Patrice Kohl, an assistant professor at UCF’s Nicholson School of Communication and Media, was the lead author of a study about public opinion on gene editing and wildlife published in Conservation Biology.

The study analyzed data from a nationally representative survey of 1,600 U.S. adults between December 2016 and January 2017. Here are a few outtakes

*Overall, respondents significantly perceived the risks of gene editing wildlife as outweighing the benefits.

*More than 80 percent of respondents believed gene editing in wildlife to be at least somewhat risky to nature and humans.

*Between 55 and 63 percent of respondents thought gene editing would benefit nature and humans.

*Individuals who strongly believe in the authority of scientific knowledge perceived gene editing in wildlife as more beneficial and less risky.

*Respondents found gene editing to help species survive more morally acceptable than using it to reduce or eliminate species.

*Despite skepticism about the technology, respondents might still support gene editing for wildlife management.

In an article published by the University, Kohl asked an intriguing question.

“What if you introduce a gene-edited rat to reduce their populations on an island, and then that rat escapes the island, and you drive that rat species extinct?” Kohl says. 

“That has consequences for everyone across the entire planet.”

Implications For The Future

Just like artificial intelligence has changed the world radically in a short span, cloning, and gene editing will experience similar leaps in advancement and be employed even more in wildlife management.

In reality, cloned Marco Polo sheep on ranches would on the surface present no more of a threat to wild sheep for example than dozens of different domestic varieties or species like aoudad. If importing these sheep and someone propagating them for hunting had been legal and done under specific guidelines, there wouldn’t be a story here.

But what happened here takes us into entirely new territory.

Is it possible that unchecked cloning could make cloned specimens and their offspring inadvertently more susceptible to health issues that spread to native wildlife?

If the illegal cloning of wild sheep started in 2015, what about gene editing of herds of various animals?

Are there herds that have gene-edited specimens that might cause them to grow larger horns, grow more quickly, or have better reproduction but also have negative side effects that could impact wild sheep that come in contact with them?

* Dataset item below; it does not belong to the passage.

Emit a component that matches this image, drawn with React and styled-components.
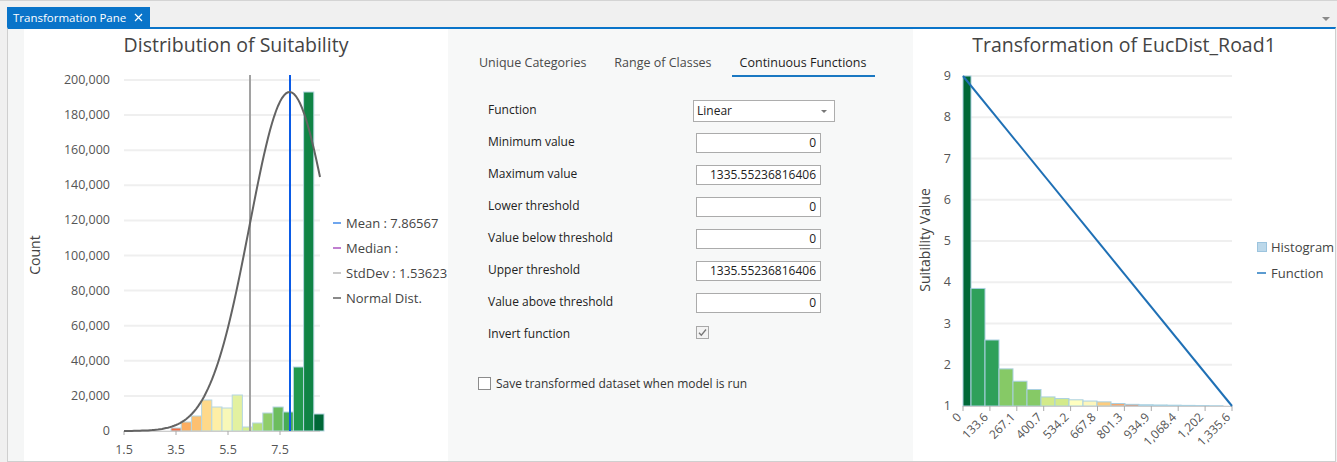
import React from "react"
import styled, { createGlobalStyle } from "styled-components"

const GlobalStyle = createGlobalStyle`
  html, body {
    margin: 0;
    padding: 0;
    background: #f0f0f0;
    font-family: "Segoe UI", "Open Sans", "Noto Sans", sans-serif;
  }
`

const FONT = `"Segoe UI", "Open Sans", "Noto Sans", sans-serif`

// left histogram data (tops are pixel heights inside the plot)
const distBars = [
  { h: 3, c: "#f46d43" },
  { h: 9, c: "#fdae61" },
  { h: 15, c: "#fdc070" },
  { h: 31, c: "#fed98a" },
  { h: 24, c: "#feefa6" },
  { h: 23, c: "#f8f8b8" },
  { h: 36, c: "#e3f1a0" },
  { h: 4, c: "#d9ef8b" },
  { h: 8, c: "#b6e07c" },
  { h: 18, c: "#90cd6a" },
  { h: 24, c: "#6cbd5e" },
  { h: 19, c: "#47ac55" },
  { h: 64, c: "#22994d" },
  { h: 339, c: "#108445" },
  { h: 17, c: "#006837" },
]

const legendItems = [
  { label: "Mean : 7.86567", c: "#6fa6ee" },
  { label: "Median :", c: "#c07fd0" },
  { label: "StdDev : 1.53623", c: "#cacaca" },
  { label: "Normal Dist.", c: "#8a8a8a" },
]

const transBars = [
  { v: 9, w: 8, c: "#006837" },
  { v: 3.85, w: 14, c: "#2ea05a" },
  { v: 2.6, w: 14, c: "#2ea05a" },
  { v: 1.9, w: 14, c: "#86c966" },
  { v: 1.6, w: 14, c: "#86c966" },
  { v: 1.4, w: 14, c: "#86c966" },
  { v: 1.22, w: 14, c: "#d3ea8a" },
  { v: 1.18, w: 14, c: "#d3ea8a" },
  { v: 1.15, w: 14, c: "#ffffc0" },
  { v: 1.12, w: 14, c: "#fdf6bc" },
  { v: 1.1, w: 14, c: "#fdcc7e" },
  { v: 1.06, w: 14, c: "#f7a66c" },
  { v: 1.04, w: 14, c: "#e8845c" },
  { v: 1.03, w: 14, c: "#b9d6e4" },
  { v: 1.025, w: 14, c: "#b9d6e4" },
  { v: 1.02, w: 14, c: "#b9d6e4" },
  { v: 1.015, w: 14, c: "#b9d6e4" },
  { v: 1.01, w: 14, c: "#b9d6e4" },
  { v: 1.005, w: 14, c: "#b9d6e4" },
]

const xTicks = ["0", "133.6", "267.1", "400.7", "534.2", "667.8", "801.3", "934.9", "1,068.4", "1,202", "1,335.6"]

const fields = [
  { label: "Minimum value", value: "0" },
  { label: "Maximum value", value: "1335.55236816406" },
  { label: "Lower threshold", value: "0" },
  { label: "Value below threshold", value: "0" },
  { label: "Upper threshold", value: "1335.55236816406" },
  { label: "Value above threshold", value: "0" },
]

const normalPath = () => {
  const pts = []
  for (let x = 100; x <= 296; x += 2) {
    const z = (x - 265.6) / 40
    pts.push(`${x},${(368 - 339 * Math.exp(-0.5 * z * z)).toFixed(1)}`)
  }
  return "M" + pts.join(" L")
}

const DistributionChart = () => {
  const yOf = v => 368 - (v / 200000) * 351
  let x = 147
  return (
    <ChartSvg width="424" height="398">
      {Array.from({ length: 11 }, (_, i) => i * 20000).map(v => (
        <g key={v}>
          <line x1="100" x2="296" y1={yOf(v)} y2={yOf(v)} stroke="#efefef" strokeWidth="2" />
          <text x="86" y={yOf(v) + 4} textAnchor="end" fontSize="12.5" fill="#555">
            {v.toLocaleString("en-US")}
          </text>
        </g>
      ))}
      <text transform="translate(16 192) rotate(-90)" textAnchor="middle" fontSize="14" fill="#444">
        Count
      </text>
      {distBars.map((b, i) => {
        const bx = x
        x += 10.2
        return (
          <rect key={i} x={bx} y={368 - b.h} width="10.2" height={b.h} fill={b.c} stroke="#b5d6e2" strokeWidth="1" />
        )
      })}
      <line x1="100" x2="296" y1="368.5" y2="368.5" stroke="#ccc" />
      {["1.5", "3.5", "5.5", "7.5"].map((t, i) => (
        <g key={t}>
          <line x1={100 + i * 52} x2={100 + i * 52} y1="368" y2="372" stroke="#aaa" />
          <text x={100 + i * 52} y="391" textAnchor="middle" fontSize="12.5" fill="#555">
            {t}
          </text>
        </g>
      ))}
      <line x1="226" x2="226" y1="12" y2="368" stroke="#a2a2a2" strokeWidth="2" />
      <line x1="266" x2="266" y1="12" y2="368" stroke="#0a5be6" strokeWidth="2" />
      <path d={normalPath()} fill="none" stroke="#636363" strokeWidth="2" />
      {legendItems.map((l, i) => (
        <g key={l.label}>
          <line x1="309" x2="317" y1={160 + i * 25} y2={160 + i * 25} stroke={l.c} strokeWidth="2" />
          <text x="322" y={165 + i * 25} fontSize="13" fill="#444">
            {l.label}
          </text>
        </g>
      ))}
    </ChartSvg>
  )
}

const TransformChart = () => {
  const yOf = v => 343 - (v - 1) * 41.25
  let x = 50
  return (
    <ChartSvg width="422" height="398">
      {[1, 2, 3, 4, 5, 6, 7, 8, 9].map(v => (
        <g key={v}>
          <line x1="50" x2="319" y1={yOf(v)} y2={yOf(v)} stroke="#efefef" strokeWidth="2" />
          <text x="38" y={yOf(v) + 4} textAnchor="end" fontSize="12.5" fill="#555">
            {v}
          </text>
        </g>
      ))}
      <text transform="translate(17 177) rotate(-90)" textAnchor="middle" fontSize="14" fill="#444">
        Suitability Value
      </text>
      {transBars.map((b, i) => {
        const bx = x
        x += b.w
        const top = yOf(b.v)
        return (
          <rect key={i} x={bx} y={top} width={b.w} height={343 - top} fill={b.c} stroke="#a9d0e0" strokeWidth="1" />
        )
      })}
      <line x1="50" x2="319" y1="343.5" y2="343.5" stroke="#ccc" />
      {xTicks.map((t, i) => {
        const tx = 50 + i * 26.9
        return (
          <g key={t}>
            <line x1={tx} x2={tx} y1="343" y2="348" stroke="#aaa" />
            <text transform={`translate(${tx - 1} 355) rotate(-45)`} textAnchor="end" fontSize="12" fill="#555">
              {t}
            </text>
          </g>
        )
      })}
      <line x1="50" y1="13" x2="319" y2="343" stroke="#1f70b5" strokeWidth="2" />
      <rect x="344.5" y="179.5" width="9" height="9" fill="#bcd8ea" stroke="#9cc4de" />
      <text x="358" y="189" fontSize="13" fill="#444">Histogram</text>
      <line x1="344" x2="353" y1="210" y2="210" stroke="#5b9bd0" strokeWidth="2" />
      <text x="358" y="215" fontSize="13" fill="#444">Function</text>
    </ChartSvg>
  )
}

const CheckMark = () => (
  <svg width="11" height="11" viewBox="0 0 11 11">
    <path d="M2 5.8 L4.3 8.2 L9 2.5" fill="none" stroke="#777" strokeWidth="1.3" />
  </svg>
)

export default function App() {
  return (
    <>
      <GlobalStyle />
      <Frame>
        <TabStrip>
          <PaneTab>
            Transformation Pane
            <CloseGlyph viewBox="0 0 9 9">
              <path d="M1 1 L8 8 M8 1 L1 8" stroke="#fff" strokeWidth="1.2" />
            </CloseGlyph>
          </PaneTab>
          <StripMenu />
        </TabStrip>
        <Content>
          <Gutter />
          <ChartPanel>
            <ChartTitle>Distribution of Suitability</ChartTitle>
            <DistributionChart />
          </ChartPanel>
          <SettingsPanel>
            <ModeTabs>
              <ModeTab>Unique Categories</ModeTab>
              <ModeTab>Range of Classes</ModeTab>
              <ModeTab $active>Continuous Functions</ModeTab>
            </ModeTabs>
            <Form>
              <FieldRow>
                <FieldLabel>Function</FieldLabel>
                <SelectBox>
                  Linear
                  <Caret />
                </SelectBox>
              </FieldRow>
              {fields.map(f => (
                <FieldRow key={f.label}>
                  <FieldLabel>{f.label}</FieldLabel>
                  <NumberBox>{f.value}</NumberBox>
                </FieldRow>
              ))}
              <FieldRow>
                <FieldLabel>Invert function</FieldLabel>
                <Check>
                  <CheckMark />
                </Check>
              </FieldRow>
            </Form>
            <SaveRow>
              <Check $plain />
              Save transformed dataset when model is run
            </SaveRow>
          </SettingsPanel>
          <ChartPanel $wide>
            <ChartTitle>Transformation of EucDist_Road1</ChartTitle>
            <TransformChart />
          </ChartPanel>
        </Content>
      </Frame>
    </>
  )
}

const Frame = styled.div`
  width: 1337px;
  height: 462px;
  display: flex;
  flex-direction: column;
  box-sizing: border-box;
  border-top: 1px solid #d4d4d4;
  background: #f0f0f0;
`

const TabStrip = styled.div`
  height: 26px;
  padding: 6px 0 0 7px;
  box-sizing: border-box;
  display: flex;
  align-items: flex-end;
  margin-right: 2px;
`

const PaneTab = styled.div`
  height: 20px;
  background: #0a74c9;
  color: #fff;
  font-size: 11.5px;
  display: flex;
  align-items: center;
  gap: 8px;
  padding: 0 7px 0 6px;
`

const CloseGlyph = styled.svg`
  width: 9px;
  height: 9px;
`

const StripMenu = styled.div`
  margin-left: auto;
  margin-right: 5px;
  margin-bottom: 6px;
  width: 0;
  height: 0;
  border-left: 4px solid transparent;
  border-right: 4px solid transparent;
  border-top: 4px solid #8a8a8a;
`

const Content = styled.div`
  flex: 1;
  display: flex;
  margin-left: 7px;
  margin-right: 1px;
  border-top: 2px solid #0a74c9;
  border-left: 1px solid #cfcfcf;
  border-right: 1px solid #cfcfcf;
  border-bottom: 1px solid #cfcfcf;
  background: #fff;
  min-height: 0;
`

const Gutter = styled.div`
  width: 16px;
  background: #f5f6f6;
`

const ChartPanel = styled.div`
  width: ${p => (p.$wide ? "422px" : "424px")};
  background: #fff;
  display: flex;
  flex-direction: column;
`

const ChartTitle = styled.div`
  height: 34px;
  box-sizing: border-box;
  padding-top: 3px;
  text-align: center;
  font-size: 19.5px;
  color: #444;
  line-height: 26px;
`

const ChartSvg = styled.svg`
  display: block;
  font-family: ${FONT};
`

const SettingsPanel = styled.div`
  width: 465px;
  background: #f7f8f8;
  padding-top: 24px;
  box-sizing: border-box;
  color: #222;
`

const ModeTabs = styled.div`
  display: flex;
  gap: 12px;
  padding-left: 23px;
`

const ModeTab = styled.div`
  padding: 0 8px;
  height: 22px;
  line-height: 20px;
  font-size: 12.5px;
  color: ${p => (p.$active ? "#1e1e1e" : "#4a4a4a")};
  border-bottom: 2px solid ${p => (p.$active ? "#1a78c2" : "transparent")};
`

const Form = styled.div`
  margin-top: 18px;
  padding-left: 40px;
`

const FieldRow = styled.div`
  display: grid;
  grid-template-columns: 208px auto;
  align-items: center;
  height: 32px;
`

const FieldLabel = styled.div`
  font-size: 12px;
  margin-top: -4px;
`

const NumberBox = styled.div`
  width: 125px;
  height: 20px;
  box-sizing: border-box;
  border: 1px solid #ababab;
  background: #fff;
  font-size: 12px;
  text-align: right;
  padding-right: 4px;
  line-height: 18px;
`

const SelectBox = styled.div`
  position: relative;
  margin-left: -3px;
  width: 142px;
  height: 22px;
  box-sizing: border-box;
  border: 1px solid #adadad;
  background: #fff;
  font-size: 12px;
  line-height: 20px;
  padding-left: 3px;
`

const Caret = styled.span`
  position: absolute;
  right: 7px;
  top: 9px;
  border-left: 3px solid transparent;
  border-right: 3px solid transparent;
  border-top: 3px solid #777;
`

const Check = styled.div`
  width: 13px;
  height: 13px;
  box-sizing: border-box;
  border: 1px solid ${p => (p.$plain ? "#8c8c8c" : "#a8a8a8")};
  background: ${p => (p.$plain ? "#fff" : "#f3f3f3")};
  display: flex;
  align-items: center;
  justify-content: center;
  margin-top: ${p => (p.$plain ? "0" : "-6px")};
`

const SaveRow = styled.div`
  display: flex;
  align-items: center;
  gap: 5px;
  margin-top: 24px;
  padding-left: 30px;
  font-size: 12px;
  color: #333;
`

When I first started investigating this story, I contacted Texas Parks & Wildlife Big Game Program Director Mitch Lockwood and asked about the legality of cloning wildlife in Texas.

“TPWD does not have regulatory authority over exotic wildlife, but cloning white-tailed deer and mule deer is prohibited,” Lockwood said.

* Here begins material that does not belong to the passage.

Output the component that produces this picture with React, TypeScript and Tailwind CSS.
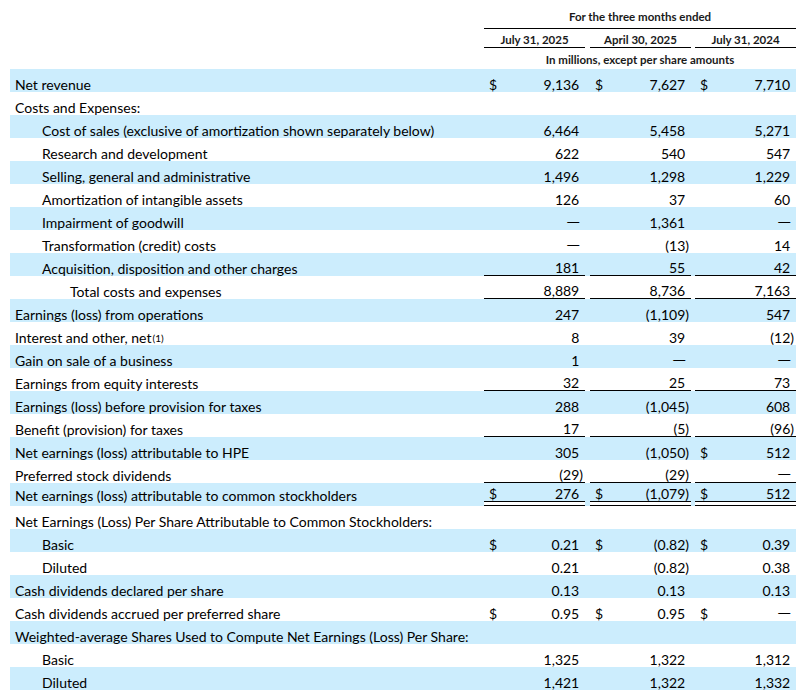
import React from "react";

type Row = {
  label: string;
  indent?: 0 | 1 | 2;
  vals?: [string, string, string];
  dollars?: [boolean, boolean, boolean];
  line?: "single" | "double";
  sup?: string;
};

const rows: Row[] = [
  { label: "Net revenue", vals: ["9,136", "7,627", "7,710"], dollars: [true, true, true] },
  { label: "Costs and Expenses:" },
  { label: "Cost of sales (exclusive of amortization shown separately below)", indent: 1, vals: ["6,464", "5,458", "5,271"] },
  { label: "Research and development", indent: 1, vals: ["622", "540", "547"] },
  { label: "Selling, general and administrative", indent: 1, vals: ["1,496", "1,298", "1,229"] },
  { label: "Amortization of intangible assets", indent: 1, vals: ["126", "37", "60"] },
  { label: "Impairment of goodwill", indent: 1, vals: ["—", "1,361", "—"] },
  { label: "Transformation (credit) costs", indent: 1, vals: ["—", "(13)", "14"] },
  { label: "Acquisition, disposition and other charges", indent: 1, vals: ["181", "55", "42"], line: "single" },
  { label: "Total costs and expenses", indent: 2, vals: ["8,889", "8,736", "7,163"], line: "single" },
  { label: "Earnings (loss) from operations", vals: ["247", "(1,109)", "547"] },
  { label: "Interest and other, net", sup: "(1)", vals: ["8", "39", "(12)"] },
  { label: "Gain on sale of a business", vals: ["1", "—", "—"] },
  { label: "Earnings from equity interests", vals: ["32", "25", "73"], line: "single" },
  { label: "Earnings (loss) before provision for taxes", vals: ["288", "(1,045)", "608"] },
  { label: "Benefit (provision) for taxes", vals: ["17", "(5)", "(96)"], line: "single" },
  { label: "Net earnings (loss) attributable to HPE", vals: ["305", "(1,050)", "512"], dollars: [false, false, true] },
  { label: "Preferred stock dividends", vals: ["(29)", "(29)", "—"], line: "single" },
  { label: "Net earnings (loss) attributable to common stockholders", vals: ["276", "(1,079)", "512"], dollars: [true, true, true], line: "double" },
  { label: "Net Earnings (Loss) Per Share Attributable to Common Stockholders:" },
  { label: "Basic", indent: 1, vals: ["0.21", "(0.82)", "0.39"], dollars: [true, true, true] },
  { label: "Diluted", indent: 1, vals: ["0.21", "(0.82)", "0.38"] },
  { label: "Cash dividends declared per share", vals: ["0.13", "0.13", "0.13"] },
  { label: "Cash dividends accrued per preferred share", vals: ["0.95", "0.95", "—"], dollars: [true, true, true] },
  { label: "Weighted-average Shares Used to Compute Net Earnings (Loss) Per Share:" },
  { label: "Basic", indent: 1, vals: ["1,325", "1,322", "1,312"] },
  { label: "Diluted", indent: 1, vals: ["1,421", "1,322", "1,332"] },
];

function Num({ v }: { v: string }) {
  if (v === "—") {
    return (
      <span>
        <span className="font-['Liberation_Sans'] text-[12px]">—</span>
        <span className="invisible">)</span>
      </span>
    );
  }
  const neg = v.endsWith(")");
  return (
    <span>
      {v}
      {!neg && <span className="invisible">)</span>}
    </span>
  );
}

function Cell({ v, dollar, line }: { v: string; dollar: boolean; line?: "single" | "double" }) {
  if (line === "double") {
    return (
      <div className="w-[101px] h-full flex flex-col">
        <div className="flex-1 flex items-end justify-between pl-[5px] pr-[2px] border-b border-black">
          <span>{dollar ? "$" : ""}</span>
          <Num v={v} />
        </div>
        <div className="h-[3px] bg-white border-b border-black box-content" />
      </div>
    );
  }
  return (
    <div
      className={`w-[101px] h-full flex items-end justify-between pl-[5px] pr-[2px] ${
        line === "single" ? "border-b border-black" : ""
      }`}
    >
      <span>{dollar ? "$" : ""}</span>
      <Num v={v} />
    </div>
  );
}

export default function App() {
  return (
    <div
      className="w-[803px] h-[698px] bg-white text-black text-[14px] leading-[15px]"
      style={{ fontFamily: "Lato, 'Liberation Sans', sans-serif" }}
    >
      {/* header */}
      <div className="ml-[484px] w-[312px] h-[69px] flex flex-col text-[11.5px] leading-[14px] font-bold text-[#1a1a1a]">
        <div className="h-[29px] flex items-end justify-center pb-[4px] border-b border-black">
          For the three months ended
        </div>
        <div className="h-[19px] flex">
          <div className="w-[101px] flex items-end justify-center pb-0 border-b border-black">July 31, 2025</div>
          <div className="w-[5px]" />
          <div className="w-[101px] flex items-end justify-center pb-0 border-b border-black">April 30, 2025</div>
          <div className="w-[4px]" />
          <div className="w-[101px] flex items-end justify-center pb-0 border-b border-black">July 31, 2024</div>
        </div>
        <div className="h-[21px] flex items-center justify-center pt-[2px]">In millions, except per share amounts</div>
      </div>
      {/* body */}
      <div className="ml-[10px] w-[786px] flex flex-col">
        {rows.map((r, i) => (
          <div key={i} className={`h-[23px] flex ${i % 2 === 0 ? "bg-[#ccedfd]" : "bg-white"}`}>
            <div
              className={`w-[474px] flex items-end whitespace-nowrap ${
                r.indent === 2 ? "pl-[60px]" : r.indent === 1 ? "pl-[32px]" : "pl-[5px]"
              } ${r.line === "double" ? "pb-[3px]" : ""}`}
            >
              <span>
                {r.label}
                {r.sup && <sup className="text-[10px] relative top-[-1px] ml-[1px]">{r.sup}</sup>}
              </span>
            </div>
            {r.vals && (
              <>
                <Cell v={r.vals[0]} dollar={!!r.dollars?.[0]} line={r.line} />
                <div className="w-[5px]" />
                <Cell v={r.vals[1]} dollar={!!r.dollars?.[1]} line={r.line} />
                <div className="w-[4px]" />
                <Cell v={r.vals[2]} dollar={!!r.dollars?.[2]} line={r.line} />
              </>
            )}
          </div>
        ))}
      </div>
    </div>
  );
}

That means exotic stock like red sheep, axis deer, or markhor, all of which are successfully propagated in a thriving exotic hunting market, could be cloned or have gene editing done.

Technology is neutral. What is done with it can either do great good or completely the opposite.

Whether we like it or not, cloning and gene editing are now part of the equation of wildlife, and it has already involved wild sheep.

We’ve entered a brave new world where, for the first time in my career, a story seems more like science fiction than reality, so I find it proper to end with something Steven Spielberg, director of Jurassic Park, said about cloning during the film’s media promotion.

He called cloning of wildlife “A science of eventuality.”

Anthropologist Hendrik Poinar more recently said, “I laughed when Steven Spielberg said that cloning extinct animals was inevitable. But I’m not laughing anymore…”

If a man from Montana can spend a few thousand dollars and send argali tissue to Mexico and get cloned embryos sent back to his ranch, what other wildlife has already been cloned?

What impact could it have on native wildlife?

That’s the question we need to be asking.